Una serie di situazioni paradossali per noi che ragioniamo per logica e in maniera lineare. Certo, per capire meglio quello che l'Evangelista Matteo ci propone, bisognerebbe comprendere meglio le usanze del tempo e della sua cultura e magari allora si spiegherebbero molte cose. Tuttavia il nostro sguardo va più in profondità, nella profondità della nostra vita. Lo Sposo che tarda possono essere tutti i nostri piani che non si realizzano secondo il calcolo matematico da noi predisposto, che fanno i conti con gli imprevisti. Quando chiude le porte a chi non ha l'olio, è perché la vita non obbedisce a noi e ci vuole trovare pronti, perché il Signore passa laddove e quando meno ce l'aspettiamo.
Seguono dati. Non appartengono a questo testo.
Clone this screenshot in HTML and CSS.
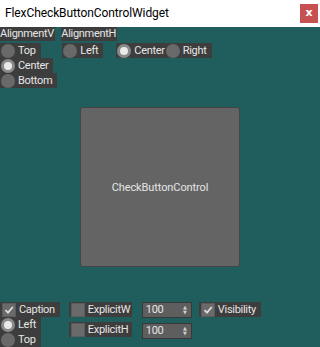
FILE: index.html
```html
<!DOCTYPE html>
<html>
<head>
<meta charset="utf-8">
<link rel="stylesheet" href="styles.css">
</head>
<body>
<div class="titlebar">
  <span class="title">FlexCheckButtonControlWidget</span>
  <span class="close">x</span>
</div>
<div class="top">
  <div class="group gv">
    <div class="label">AlignmentV</div>
    <div class="col">
      <div class="item"><span class="radio"></span><span class="txt">Top</span></div>
      <div class="item"><span class="radio on"></span><span class="txt">Center</span></div>
      <div class="item"><span class="radio"></span><span class="txt">Bottom</span></div>
    </div>
  </div>
  <div class="group gh">
    <div class="label">AlignmentH</div>
    <div class="row">
      <div class="item"><span class="radio"></span><span class="txt">Left</span></div>
      <div class="item sp"><span class="radio on"></span><span class="txt">Center</span></div>
      <div class="item"><span class="radio"></span><span class="txt">Right</span></div>
    </div>
  </div>
</div>
<div class="stage">
  <div class="box">CheckButtonControl</div>
</div>
<div class="bottom">
  <div class="bcol c1">
    <div class="item"><span class="check"><svg viewBox="0 0 12 12" width="12" height="12"><path d="M2.5 6.2 L5 8.6 L9.8 3" fill="none" stroke="#dcdcdc" stroke-width="1.8"/></svg></span><span class="txt">Caption</span></div>
    <div class="item"><span class="radio on"></span><span class="txt">Left</span></div>
    <div class="item"><span class="radio"></span><span class="txt">Top</span></div>
  </div>
  <div class="bcol c2">
    <div class="item"><span class="check"></span><span class="txt">ExplicitW</span></div>
    <div class="item"><span class="check"></span><span class="txt">ExplicitH</span></div>
  </div>
  <div class="bcol c3">
    <div class="spin"><span>100</span><span class="arr">&#9650;<br>&#9660;</span></div>
    <div class="spin"><span>100</span><span class="arr">&#9650;<br>&#9660;</span></div>
  </div>
  <div class="bcol c4">
    <div class="item"><span class="check"><svg viewBox="0 0 12 12" width="12" height="12"><path d="M2.5 6.2 L5 8.6 L9.8 3" fill="none" stroke="#dcdcdc" stroke-width="1.8"/></svg></span><span class="txt">Visibility</span></div>
  </div>
</div>
</body>
</html>
```
FILE: styles.css
```css
html, body {
  margin: 0;
  padding: 0;
}
body {
  width: 320px;
  height: 347px;
  overflow: hidden;
  background: #205e5e;
  font-family: Roboto, "Open Sans", sans-serif;
  font-size: 11px;
  letter-spacing: -0.3px;
  color: #e6e6e6;
}
.titlebar {
  height: 27px;
  background: #ffffff;
  display: flex;
  align-items: flex-start;
  justify-content: space-between;
}
.title {
  color: #000;
  font-size: 12px;
  letter-spacing: -0.1px;
  margin: 6px 0 0 5px;
  line-height: 15px;
}
.close {
  width: 18px;
  height: 19px;
  margin: 4px 2px 0 0;
  background: #c75050;
  color: #fff;
  font-weight: bold;
  font-size: 11px;
  line-height: 17px;
  text-align: center;
  font-family: "DejaVu Sans", sans-serif;
  letter-spacing: 0;
}
.top {
  display: flex;
  gap: 4px;
}
.label {
  display: inline-block;
  background: #3d3d3d;
  height: 14px;
  line-height: 14px;
  padding: 0 1px 0 0;
  margin-bottom: 2px;
}
.col {
  display: flex;
  flex-direction: column;
  align-items: flex-start;
}
.row {
  display: flex;
  align-items: flex-start;
}
.gh .row { margin-left: 1px; }
.item {
  display: flex;
  align-items: center;
  height: 15px;
  background: #3d3d3d;
  padding: 0 5px 0 1px;
}
.sp { margin-left: 13px; padding-right: 0; }
.radio {
  width: 14px;
  height: 14px;
  border-radius: 50%;
  background: #696969;
  box-sizing: border-box;
  flex: none;
}
.radio.on {
  background: #eaeaea;
  border: 3px solid #8a8a8a;
}
.txt {
  margin-left: 3px;
  line-height: 15px;
}
.check {
  width: 12px;
  height: 12px;
  margin-left: 1px;
  background: #6a6a6a;
  border: 1px solid #5c5c5c;
  flex: none;
  display: flex;
}
.stage {
  display: flex;
  justify-content: center;
  margin-top: 19px;
}
.box {
  width: 160px;
  height: 160px;
  box-sizing: border-box;
  background: #646464;
  border: 1px solid #454545;
  border-radius: 3px;
  display: flex;
  align-items: center;
  justify-content: center;
  color: #e4e4e4;
  font-size: 11px;
  letter-spacing: -0.1px;
}
.bottom {
  display: flex;
  align-items: flex-start;
  margin-top: 35px;
}
.bcol {
  display: flex;
  flex-direction: column;
  align-items: flex-start;
}
.c2 { margin-left: 9px; gap: 5px; }
.c2 .item { width: 63px; box-sizing: border-box; }
.c3 { margin-left: 10px; gap: 5px; }
.c4 { margin-left: 7px; }
.spin {
  width: 50px;
  height: 16px;
  box-sizing: border-box;
  border: 1px solid #383838;
  background: #5e5e5e;
  display: flex;
  align-items: center;
  justify-content: space-between;
  padding: 0 4px 0 3px;
  line-height: 14px;
}
.arr {
  font-size: 5px;
  line-height: 5px;
  color: #d0d0d0;
  font-family: "DejaVu Sans", sans-serif;
  letter-spacing: 0;
}
```
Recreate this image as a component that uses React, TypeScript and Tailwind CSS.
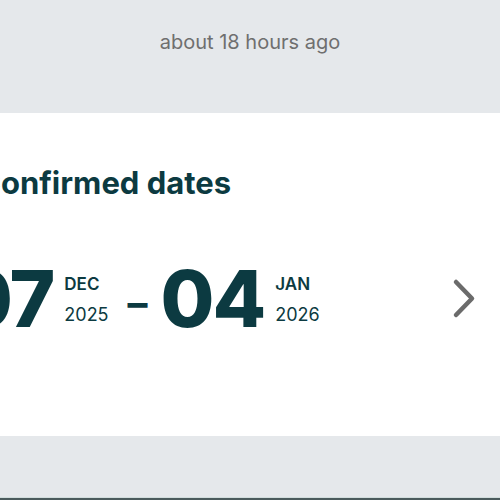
// Booking summary strip: last-updated note, confirmed dates card, footer band.

function ChevronRight() {
  return (
    <svg
      width="28"
      height="42"
      viewBox="0 0 28 42"
      fill="none"
      stroke="#6b6b6b"
      strokeWidth="4.5"
      strokeLinecap="round"
      strokeLinejoin="round"
      aria-hidden="true"
    >
      <path d="M6 4 L22 20.5 L6 37" />
    </svg>
  );
}

type DateParts = { day: string; month: string; year: string };

function DateBlock({ day, month, year }: DateParts) {
  return (
    <div className="flex items-center">
      <span className="text-[78px] font-extrabold leading-none tracking-[-2px] text-[#0c3a41]">
        {day}
      </span>
      <div className="ml-[11px] flex flex-col">
        <span className="text-[17px] font-semibold leading-[22px] text-[#0c3a41]">
          {month}
        </span>
        <span className="mt-[9px] text-[18px] leading-[22px] text-[#0c3a41]">{year}</span>
      </div>
    </div>
  );
}

export default function App() {
  return (
    <div className="flex h-[500px] w-[500px] flex-col overflow-hidden bg-[#e5e8eb] font-['Inter','Liberation_Sans',sans-serif]">
      <div className="flex h-[113px] justify-center pt-[28px]">
        <span className="text-[20px] leading-[28px] text-[#6f6f6f]">about 18 hours ago</span>
      </div>

      <div className="h-[323px] bg-white">
        <div className="ml-[-22px] pt-[50px]">
          <h2 className="text-[31px] font-bold leading-[40px] text-[#0c3a41]">
            Confirmed dates
          </h2>
        </div>

        <div className="mt-[57px] flex items-center">
          <div className="ml-[-41px] flex items-center">
            <DateBlock day="07" month="DEC" year="2025" />
            <span className="ml-[19px] mr-[13px] pt-[8px] text-[40px] font-bold leading-none text-[#0c3a41]">
              –
            </span>
            <DateBlock day="04" month="JAN" year="2026" />
          </div>
          <button type="button" aria-label="Next" className="ml-auto mr-[22px] flex items-center">
            <ChevronRight />
          </button>
        </div>
      </div>

      <div className="flex-1" />
      <div className="h-px bg-[#d2dddd]" />
      <div className="h-[2px] bg-[#4a5a5c]" />
    </div>
  );
}
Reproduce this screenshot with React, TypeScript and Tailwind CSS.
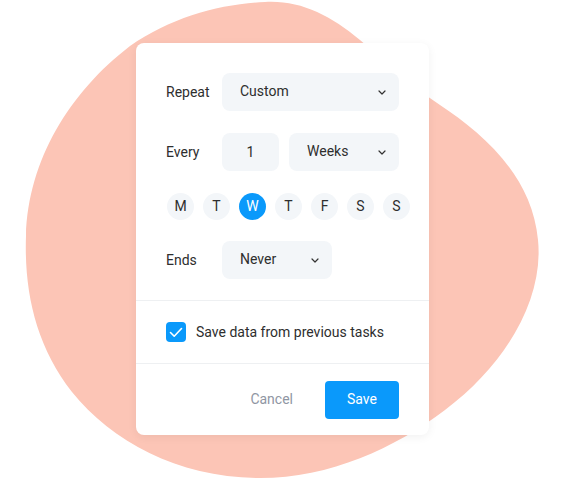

Le vergini sapienti possono essere tutti quegli aiuti che ci aspettiamo ma che non riceviamo, possono generare la delusione, ma ci ricordano le nostre responsabilità e ci restituiscono il fatto che siamo noi ad essere i primi responsabili per la nostra felicità. Infine attendere senza olio... fa pensare a un certo "tipo di fede", vissuta in attesa della salvezza che ci cade addosso, cioè quel "Dio ci penserà" detto senza impegno e con la pretesa di essere graziati in automatico. Ecco dunque la scelta: vivere spenti, cioè sempre in attesa di qualcosa che non arriva, senza attivarci, senza vigilare, senza gustare la dinamica della vita, e quindi esporci al non-senso. Oppure vivere accesi: vigilanti, flessibili, pronti a cogliere il bello in ogni cosa, pronti a raccogliere l'opportunità anche in mezzo alle difficoltà, con i piedi sempre in cammino, per andare verso le nozze, già qui in terra e poi quelle eterne. E il pensiero va inevitabilmente verso Edith Stein che la Chiesa festeggia oggi, patrona d'Europa. La sua esistenza sempre contrastata e martirizzata, eppure splendente, infiammata d'amore per Dio e per i fratelli. Vita infiammata che finisce trasformando il suo corpo in cenere, per amore.